— Start of Data block —
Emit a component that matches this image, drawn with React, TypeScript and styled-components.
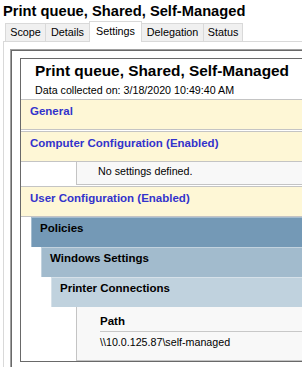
import React from "react";
import styled, { createGlobalStyle } from "styled-components";

const GlobalStyle = createGlobalStyle`
  html, body { margin: 0; padding: 0; background: #ffffff; }
  body { font-family: "Liberation Sans", Arial, sans-serif; color: #000; }
  * { box-sizing: border-box; }
`;

const Page = styled.div`
  width: 302px;
  height: 367px;
  overflow: hidden;
  background: #ffffff;
`;

const WindowTitle = styled.div`
  height: 21px;
  padding: 1px 0 0 3px;
  font-size: 14.7px;
  font-weight: bold;
  line-height: 20px;
  white-space: nowrap;
`;

const TabStrip = styled.div`
  display: flex;
  align-items: flex-start;
  height: 20px;
  padding-left: 5px;
  position: relative;
  z-index: 1;
`;

const Tab = styled.div<{ $width: number; $selected?: boolean }>`
  width: ${(p) => p.$width}px;
  height: ${(p) => (p.$selected ? 21 : 18)}px;
  margin-top: ${(p) => (p.$selected ? 0 : 2)}px;
  margin-left: -1px;
  &:first-child { margin-left: 0; }
  position: relative;
  z-index: ${(p) => (p.$selected ? 2 : 1)};
  background: ${(p) => (p.$selected ? "#ffffff" : "#f0f0f0")};
  border: 1px solid #d9d9d9;
  border-bottom: none;
  font-size: 10.8px;
  line-height: ${(p) => (p.$selected ? 18 : 17)}px;
  text-align: center;
  white-space: nowrap;
`;

const Panel = styled.div`
  margin-left: 3px;
  border-top: 1px solid #d9d9d9;
  border-left: 1px solid #d9d9d9;
  padding: 7px 0 0 6px;
  width: 420px;
  height: 340px;
`;

const Frame = styled.div`
  border-top: 1px solid #a0a0a0;
  border-left: 1px solid #a0a0a0;
  box-shadow: inset 1px 1px 0 #696969;
  padding: 8px 0 0 9px;
  width: 420px;
  height: 340px;
`;

const Report = styled.div`
  border-top: 1px solid #696969;
  border-left: 1px solid #696969;
  border-bottom: 1px solid #696969;
  width: 400px;
  background: #ffffff;
`;

const ReportHeader = styled.div`
  height: 40px;
  padding: 2px 0 0 14px;
  white-space: nowrap;
`;

const ReportTitle = styled.div`
  font-size: 15.4px;
  font-weight: bold;
  line-height: 19px;
  color: #000;
`;

const Collected = styled.div`
  margin-top: 2px;
  font-size: 10.7px;
  line-height: 16px;
  color: #000;
`;

const Section = styled.div`
  margin-bottom: 1px;
`;

const SectionHead = styled.div`
  height: 31px;
  border-top: 1px solid #c4c4c4;
  border-bottom: 1px solid #c4c4c4;
  background: #fef7d6;
  padding-left: 9px;
  font-size: 11.5px;
  font-weight: bold;
  line-height: 22px;
  color: #3333cc;
  white-space: nowrap;
`;

const Content = styled.div<{ $last?: boolean }>`
  margin-left: ${(p) => (p.$last ? 25 : 55)}px;
  border-left: 1px solid #c4c4c4;
  border-bottom: 1px solid #c4c4c4;
  background: #f8f8f8;
  margin-bottom: ${(p) => (p.$last ? -1 : 0)}px;
  position: relative;
`;

const Message = styled.div`
  height: 22px;
  padding-left: 21px;
  font-size: 10.7px;
  line-height: 19px;
  white-space: nowrap;
`;

const Level = styled.div`
  margin-left: 10px;
`;

const LevelHead = styled.div<{ $bg: string }>`
  height: 30px;
  background: ${(p) => p.$bg};
  border-top: 1px solid rgba(255, 255, 255, 0.35);
  border-left: 1px solid rgba(255, 255, 255, 0.35);
  padding-left: 8px;
  font-size: 11.5px;
  font-weight: bold;
  line-height: 20px;
  color: #000;
  white-space: nowrap;
`;

const DataTable = styled.div`
  padding: 6px 0 10px 23px;
`;

const ColumnHead = styled.div`
  font-size: 11.5px;
  font-weight: bold;
  line-height: 16px;
  padding-bottom: 2px;
  border-bottom: 1px solid #c8c8c8;
`;

const Cell = styled.div`
  font-size: 10.7px;
  line-height: 16px;
  padding-top: 2px;
  white-space: nowrap;
`;

const tabs = [
  { label: "Scope", width: 41 },
  { label: "Details", width: 45 },
  { label: "Settings", width: 53, selected: true },
  { label: "Delegation", width: 63 },
  { label: "Status", width: 40 },
];

export default function App() {
  return (
    <Page>
      <GlobalStyle />
      <WindowTitle>Print queue, Shared, Self-Managed</WindowTitle>
      <TabStrip>
        {tabs.map((t) => (
          <Tab key={t.label} $width={t.width} $selected={t.selected}>
            {t.label}
          </Tab>
        ))}
      </TabStrip>
      <Panel>
        <Frame>
          <Report>
            <ReportHeader>
              <ReportTitle>Print queue, Shared, Self-Managed</ReportTitle>
              <Collected>Data collected on: 3/18/2020 10:49:40 AM</Collected>
            </ReportHeader>
            <Section>
              <SectionHead>General</SectionHead>
            </Section>
            <Section>
              <SectionHead>Computer Configuration (Enabled)</SectionHead>
              <Content>
                <Message>No settings defined.</Message>
              </Content>
            </Section>
            <Section>
              <SectionHead>User Configuration (Enabled)</SectionHead>
              <Level>
                <LevelHead $bg="#7499b6">Policies</LevelHead>
                <Level>
                  <LevelHead $bg="#a2bbcd">Windows Settings</LevelHead>
                  <Level>
                    <LevelHead $bg="#c0d2de">Printer Connections</LevelHead>
                    <Content $last>
                      <DataTable>
                        <ColumnHead>Path</ColumnHead>
                        <Cell>\\10.0.125.87\self-managed</Cell>
                      </DataTable>
                    </Content>
                  </Level>
                </Level>
              </Level>
            </Section>
          </Report>
        </Frame>
      </Panel>
    </Page>
  );
}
— End of Data block —
To do>
Say how many lines of the data include the word "React". Nothing other than the number should be given.

Response for this exercise>
2